Eight Colombian presidents have tried and failed to make peace with the National Liberation Army (ELN). That includes the sitting president, Juan Manuel Santos, who was awarded the Nobel Peace Prize last year.

It remained far from clear in recent weeks whether talks, already postponed several times, would take place. Only the release of Odin Sanchez,  a former congressman, on February 2 cleared the path to the next round of dialogue, which is set to begin in earnest on Tuesday in Ecuador.

The ELN is the country's largest guerrilla movement after the Revolutionary Armed Forces of Colombia (FARC), but it is organized differently, said Hubert Gehring, the head of the Bogota office for the Konrad Adenauer Foundation. Unlike FARC, the ELN is decentralized. The peace deal with FARC led to the disarming of 95 percent of its combatants. The same may not transpire for the ELN's 1,400-member force.

The group was founded in 1964 by Camilo Torres, a Colombian priest and follower of liberation theology, as a mix of Marxism, Catholicism and nationalism. The movement has no interest in becoming a political party, but wants the Colombian people to be part of decision-making.

'Communist clergy'

Even today, the ELN maintains a strong connection to the Catholic Church. Dario de Jesus Monsalve is the archbishop of Cali and the talks' coordinator on behalf of the Episcopal Conference of Colombia.

"Monsalve serves as an important door opener during negotiations," said Thomas Wieland, Colombia project leader for Adveniat, an episcopal relief organization for Latin America that trains pastors in areas where onetime combatants have disarmed. "The ELN requested that the church be part of the peace process."

The archbishop's involvement has put him in danger. Monsalve has received death threats for months, including a flier stuck under his door in Cali in December with the warning "Death to FARC, Santos and the communist clergy."

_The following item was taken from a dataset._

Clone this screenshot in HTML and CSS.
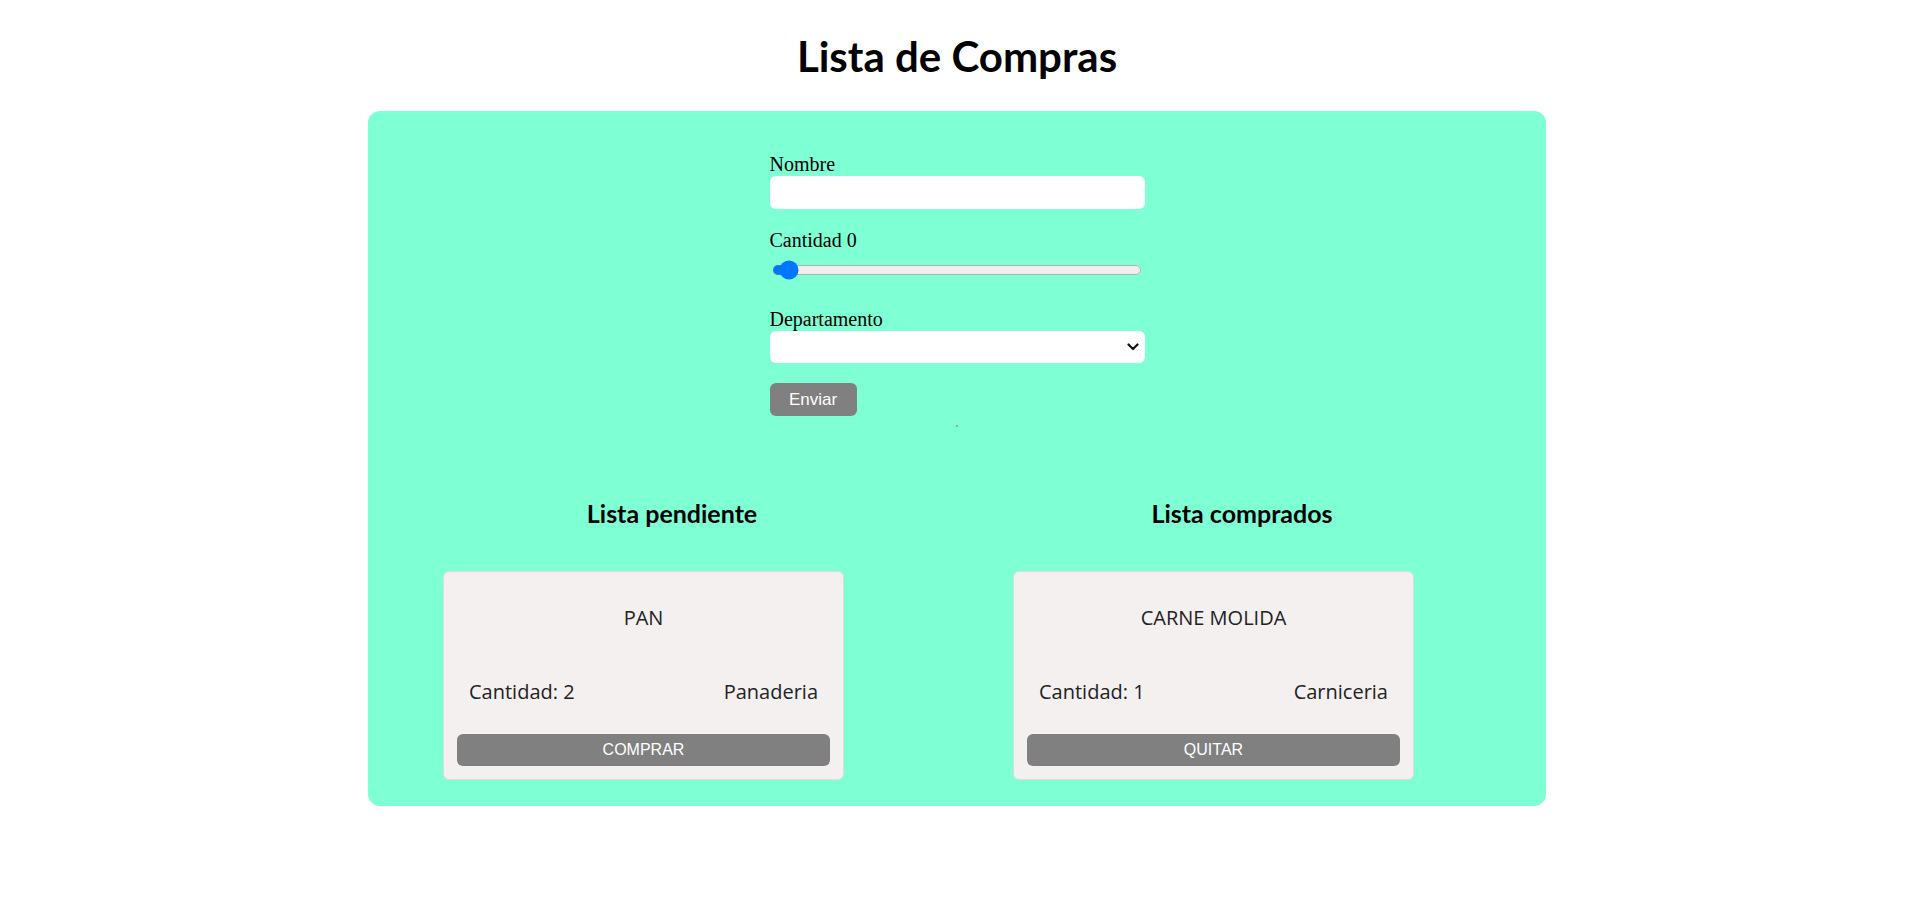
FILE: index.html
```html
<!DOCTYPE html>
<html lang="es">
<head>
<meta charset="utf-8">
<title>Lista de Compras</title>
<link rel="stylesheet" href="styles.css">
</head>
<body>
<h1 class="title">Lista de Compras</h1>
<main class="panel">
  <form class="form">
    <div class="field">
      <label class="label" for="nombre">Nombre</label>
      <input class="text-input" id="nombre" type="text">
    </div>
    <div class="field">
      <label class="label" for="cantidad">Cantidad 0</label>
      <input class="range" id="cantidad" type="range" min="0" max="100" value="2">
    </div>
    <div class="field">
      <label class="label" for="depto">Departamento</label>
      <div class="select-wrap">
        <select class="select" id="depto"><option></option></select>
        <svg class="chevron" width="12" height="8" viewBox="0 0 12 8"><path d="M1.5 1.5 L6 6 L10.5 1.5" fill="none" stroke="#111" stroke-width="2.2" stroke-linecap="round" stroke-linejoin="round"/></svg>
      </div>
    </div>
    <button class="send" type="button">Enviar</button>
    <div class="dot"></div>
  </form>
  <section class="lists">
    <div class="column">
      <h2 class="list-title">Lista pendiente</h2>
      <div class="card">
        <p class="card-name">PAN</p>
        <div class="card-info"><span>Cantidad: 2</span><span>Panaderia</span></div>
        <button class="card-btn" type="button">COMPRAR</button>
      </div>
    </div>
    <div class="column">
      <h2 class="list-title">Lista comprados</h2>
      <div class="card">
        <p class="card-name">CARNE MOLIDA</p>
        <div class="card-info"><span>Cantidad: 1</span><span>Carniceria</span></div>
        <button class="card-btn" type="button">QUITAR</button>
      </div>
    </div>
  </section>
</main>
</body>
</html>
```
FILE: styles.css
```css
body {
  margin: 0;
  background: #ffffff;
  font-family: "Liberation Serif", "Times New Roman", serif;
}

.title {
  margin: 31px 0 30px;
  text-align: center;
  font-family: Lato, "Noto Sans", sans-serif;
  font-weight: 700;
  font-size: 42px;
  line-height: 50px;
  color: #000;
}

.panel {
  width: 1178px;
  margin: 0 auto;
  box-sizing: border-box;
  background: #7fffd4;
  border-radius: 12px;
  padding: 42px 0 26px;
}

.form {
  width: 375px;
  margin: 0 auto;
  display: flex;
  flex-direction: column;
}

.field {
  display: flex;
  flex-direction: column;
  margin-bottom: 20px;
}

.label {
  font-size: 20px;
  line-height: 23px;
  color: #000;
}

.text-input {
  height: 33px;
  border: none;
  border-radius: 6px;
  background: #fff;
  padding: 0 8px;
  box-sizing: border-box;
  margin: 0;
}

.range {
  zoom: 1.25;
  width: 296px;
  margin: 6.4px 2px;
  height: 16px;
  accent-color: #0075ff;
}

.select-wrap {
  position: relative;
  display: flex;
  flex-direction: column;
}

.select {
  height: 32px;
  border: none;
  border-radius: 6px;
  background: #fff;
  margin: 0;
  padding: 0 4px;
  font-size: 16px;
  color: #000;
  appearance: none;
  -webkit-appearance: none;
}

.chevron {
  position: absolute;
  right: 6px;
  top: 12px;
  pointer-events: none;
}

.send {
  align-self: flex-start;
  width: 87px;
  height: 33px;
  border: none;
  border-radius: 6px;
  background: #808080;
  color: #fff;
  font-family: "Liberation Sans", Arial, sans-serif;
  font-size: 17px;
  padding: 0;
  margin: 0;
}

.dot {
  align-self: center;
  width: 2px;
  height: 2px;
  margin: 9px 0 0;
  background: #9aaaa4;
}

.lists {
  width: 1140px;
  margin: 71px auto 0;
  display: grid;
  grid-template-columns: 1fr 1fr;
}

.column {
  display: flex;
  flex-direction: column;
}

.list-title {
  margin: 0 0 43px;
  text-align: center;
  font-family: Lato, "Noto Sans", sans-serif;
  font-weight: 700;
  font-size: 25px;
  line-height: 30px;
  color: #000;
}

.card {
  width: 401px;
  box-sizing: border-box;
  margin-left: 56px;
  background: #f3f0ef;
  border: 1px solid #dcdcdc;
  border-radius: 6px;
  padding: 32px 13px 13px;
  display: flex;
  flex-direction: column;
  font-family: "Open Sans", "Noto Sans", sans-serif;
  color: #222;
}

.card-name {
  margin: 0;
  text-align: center;
  font-size: 20px;
  line-height: 27px;
}

.card-info {
  display: flex;
  justify-content: space-between;
  padding: 0 12px;
  margin-top: 47px;
  font-size: 20px;
  line-height: 27px;
}

.card-btn {
  margin-top: 29px;
  height: 32px;
  border: none;
  border-radius: 6px;
  background: #808080;
  color: #fff;
  font-family: "Liberation Sans", Arial, sans-serif;
  font-size: 16px;
  padding: 0;
}
```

The peace process with ELN began four years ago, and negotiations have taken place in five countries. "This requires a great deal of logistics and at great expense," Wieland said. "Additionally, the people should be more closely involved."

The two sides

The ELN and Colombia's government have yet to decide in detail the exact points to be negotiated. The government's chief negotiator is Juan Camilo Restrepo, the former agriculture minister. Israel Ramirez Pineda, known as Pablo Beltran, is representing the ELN in Quito, the capital of Ecuador. He is a 63-year-old chemical engineer and one of the group's five commanders - and thought to be responsible for a number of kidnappings.

The first order of business is how best to involve Colombians in both the negotiations and in implementing the resulting agreement. Political reform, care for victims and the ELN's demobilization are all on the table.

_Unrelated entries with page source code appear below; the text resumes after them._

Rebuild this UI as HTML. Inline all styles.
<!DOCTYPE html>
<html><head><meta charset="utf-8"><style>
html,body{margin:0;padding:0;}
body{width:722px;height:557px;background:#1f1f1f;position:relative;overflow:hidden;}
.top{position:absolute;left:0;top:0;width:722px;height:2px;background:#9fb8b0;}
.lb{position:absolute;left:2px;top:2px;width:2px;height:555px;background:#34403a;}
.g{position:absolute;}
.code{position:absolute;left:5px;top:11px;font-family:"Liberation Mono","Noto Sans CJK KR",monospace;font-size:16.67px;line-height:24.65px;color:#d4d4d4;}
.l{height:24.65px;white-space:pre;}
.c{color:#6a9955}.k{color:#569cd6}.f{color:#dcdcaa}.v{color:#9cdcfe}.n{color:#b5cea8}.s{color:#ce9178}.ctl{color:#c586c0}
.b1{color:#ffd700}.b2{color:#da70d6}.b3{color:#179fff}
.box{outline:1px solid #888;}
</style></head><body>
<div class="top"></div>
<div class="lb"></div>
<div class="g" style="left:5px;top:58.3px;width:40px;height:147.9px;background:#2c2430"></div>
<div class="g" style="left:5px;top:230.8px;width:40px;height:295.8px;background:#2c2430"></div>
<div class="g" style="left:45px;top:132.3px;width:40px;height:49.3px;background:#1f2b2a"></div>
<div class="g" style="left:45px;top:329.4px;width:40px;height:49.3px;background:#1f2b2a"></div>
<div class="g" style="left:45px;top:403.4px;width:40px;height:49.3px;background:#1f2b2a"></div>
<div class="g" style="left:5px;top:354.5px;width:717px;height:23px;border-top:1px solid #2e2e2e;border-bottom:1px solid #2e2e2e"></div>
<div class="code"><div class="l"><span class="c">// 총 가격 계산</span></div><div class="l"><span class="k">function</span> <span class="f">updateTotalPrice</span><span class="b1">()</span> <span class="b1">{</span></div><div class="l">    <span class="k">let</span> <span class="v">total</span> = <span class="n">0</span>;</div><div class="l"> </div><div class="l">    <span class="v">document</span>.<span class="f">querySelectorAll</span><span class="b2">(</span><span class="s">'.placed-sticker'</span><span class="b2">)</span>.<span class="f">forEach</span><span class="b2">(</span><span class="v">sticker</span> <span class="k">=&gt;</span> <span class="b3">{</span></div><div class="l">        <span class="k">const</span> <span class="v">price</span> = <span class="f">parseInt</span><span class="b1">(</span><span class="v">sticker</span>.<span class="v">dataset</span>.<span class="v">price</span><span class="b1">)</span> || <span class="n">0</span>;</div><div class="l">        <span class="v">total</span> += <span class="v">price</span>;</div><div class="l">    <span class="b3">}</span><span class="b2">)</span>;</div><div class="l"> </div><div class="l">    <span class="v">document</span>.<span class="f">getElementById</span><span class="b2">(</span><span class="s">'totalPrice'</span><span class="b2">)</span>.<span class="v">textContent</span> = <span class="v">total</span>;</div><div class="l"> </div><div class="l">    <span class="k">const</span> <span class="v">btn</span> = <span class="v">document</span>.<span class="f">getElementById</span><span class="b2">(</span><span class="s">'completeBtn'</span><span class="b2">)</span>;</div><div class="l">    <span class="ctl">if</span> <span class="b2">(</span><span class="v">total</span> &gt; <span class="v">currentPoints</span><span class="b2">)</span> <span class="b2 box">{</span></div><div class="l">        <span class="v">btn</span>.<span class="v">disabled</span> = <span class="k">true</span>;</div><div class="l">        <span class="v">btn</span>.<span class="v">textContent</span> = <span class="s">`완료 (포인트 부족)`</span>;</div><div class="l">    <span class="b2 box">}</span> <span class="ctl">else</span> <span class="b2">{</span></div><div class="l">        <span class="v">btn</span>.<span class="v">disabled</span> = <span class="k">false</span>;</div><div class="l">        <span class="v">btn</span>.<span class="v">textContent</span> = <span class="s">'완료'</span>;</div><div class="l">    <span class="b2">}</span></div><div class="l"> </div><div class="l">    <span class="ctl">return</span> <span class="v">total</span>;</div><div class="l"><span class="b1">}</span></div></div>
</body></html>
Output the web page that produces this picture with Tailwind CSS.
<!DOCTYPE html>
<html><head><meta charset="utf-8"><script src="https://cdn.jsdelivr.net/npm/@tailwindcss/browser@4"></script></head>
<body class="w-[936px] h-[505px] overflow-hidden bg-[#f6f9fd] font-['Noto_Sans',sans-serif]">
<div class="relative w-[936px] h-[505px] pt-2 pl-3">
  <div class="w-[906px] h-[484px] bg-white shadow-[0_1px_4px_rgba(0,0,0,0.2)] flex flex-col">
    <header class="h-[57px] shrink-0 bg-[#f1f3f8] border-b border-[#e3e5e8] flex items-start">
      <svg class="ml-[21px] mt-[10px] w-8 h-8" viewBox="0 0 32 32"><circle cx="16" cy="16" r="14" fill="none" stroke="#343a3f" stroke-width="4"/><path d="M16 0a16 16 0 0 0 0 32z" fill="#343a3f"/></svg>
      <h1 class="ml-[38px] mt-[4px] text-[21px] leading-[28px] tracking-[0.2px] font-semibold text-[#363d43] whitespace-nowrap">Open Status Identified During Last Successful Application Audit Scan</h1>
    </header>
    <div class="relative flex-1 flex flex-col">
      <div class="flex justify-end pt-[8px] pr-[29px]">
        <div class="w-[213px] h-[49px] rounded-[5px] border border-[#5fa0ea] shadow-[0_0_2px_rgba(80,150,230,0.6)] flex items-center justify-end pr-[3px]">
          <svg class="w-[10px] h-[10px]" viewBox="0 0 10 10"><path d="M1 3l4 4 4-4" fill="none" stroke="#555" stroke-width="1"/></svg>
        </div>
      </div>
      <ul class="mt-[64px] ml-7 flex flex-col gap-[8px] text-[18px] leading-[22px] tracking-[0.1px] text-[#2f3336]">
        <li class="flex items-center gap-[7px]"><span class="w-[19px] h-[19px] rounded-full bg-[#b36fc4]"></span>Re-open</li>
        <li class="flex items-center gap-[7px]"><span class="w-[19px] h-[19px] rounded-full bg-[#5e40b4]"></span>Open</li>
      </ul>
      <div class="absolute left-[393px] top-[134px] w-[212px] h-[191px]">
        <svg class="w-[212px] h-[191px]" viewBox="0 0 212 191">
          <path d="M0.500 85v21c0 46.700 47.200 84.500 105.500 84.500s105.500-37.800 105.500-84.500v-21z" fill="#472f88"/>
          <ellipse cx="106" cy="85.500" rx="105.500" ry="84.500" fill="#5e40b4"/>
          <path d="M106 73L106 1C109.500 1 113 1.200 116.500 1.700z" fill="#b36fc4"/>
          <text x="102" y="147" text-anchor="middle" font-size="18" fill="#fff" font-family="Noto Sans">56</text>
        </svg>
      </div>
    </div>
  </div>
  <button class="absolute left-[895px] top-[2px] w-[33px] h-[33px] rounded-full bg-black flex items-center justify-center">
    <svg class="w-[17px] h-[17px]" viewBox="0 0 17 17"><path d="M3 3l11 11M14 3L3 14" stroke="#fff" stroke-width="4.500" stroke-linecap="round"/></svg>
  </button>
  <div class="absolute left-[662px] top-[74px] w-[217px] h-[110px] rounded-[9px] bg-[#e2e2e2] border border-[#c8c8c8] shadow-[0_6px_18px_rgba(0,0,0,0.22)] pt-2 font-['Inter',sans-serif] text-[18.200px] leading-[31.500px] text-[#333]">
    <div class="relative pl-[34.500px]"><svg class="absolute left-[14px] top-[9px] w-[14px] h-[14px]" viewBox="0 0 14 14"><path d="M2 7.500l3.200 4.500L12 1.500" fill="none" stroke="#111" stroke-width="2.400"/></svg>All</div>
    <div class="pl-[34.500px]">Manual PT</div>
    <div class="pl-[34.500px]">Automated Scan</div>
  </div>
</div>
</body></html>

It is difficult to assess whether Colombians even want to be part of the process, however. The ELN is roundly hated for the numerous abductions and attacks on energy pipelines that it has conducted over the years. The "massacre in Machuca" is particularly painful in Colombia's collective memory. On October 18, 1998, ELN fighters blew up an oil pipeline. The resulting fire killed 84 people, half of whom were children.

Is ELN committed?

The kidnappings continue. On January 24, the soldier Fredy Mahecha Morena was abducted in Arauca, a state on the border with Venezuela where the ELN remains strong. He was released Monday, thanks in part to a flurry of media attention.

Talks could falter on any number of points, including how open the ELN will be to accountability for its crimes and whether it is prepared to disarm. Restrepo, the government's chief negotiator, has already said the ELN will receive the same terms afforded to FARC in its disarmament negotiations. Opponents of the FARC deal have criticized those terms of prosecution as too lenient.

"Out of fairness and special justice, Colombia cannot afford to proceed with something different for the ELN than what it did for FARC," the Adenauer Foundation's Gehring said. That could jeopardize the deal with FARC, as well. The government's most important task is to invest in the country's remote regions to improve living conditions there, he said.

"In Choco or Arauca, people still live under feudal conditions and guerrillas have taken over public functions in light of the power vacuum," Gehring added. "Nothing will change so long as the state is not present everywhere - regardless of how many peace treaties are signed."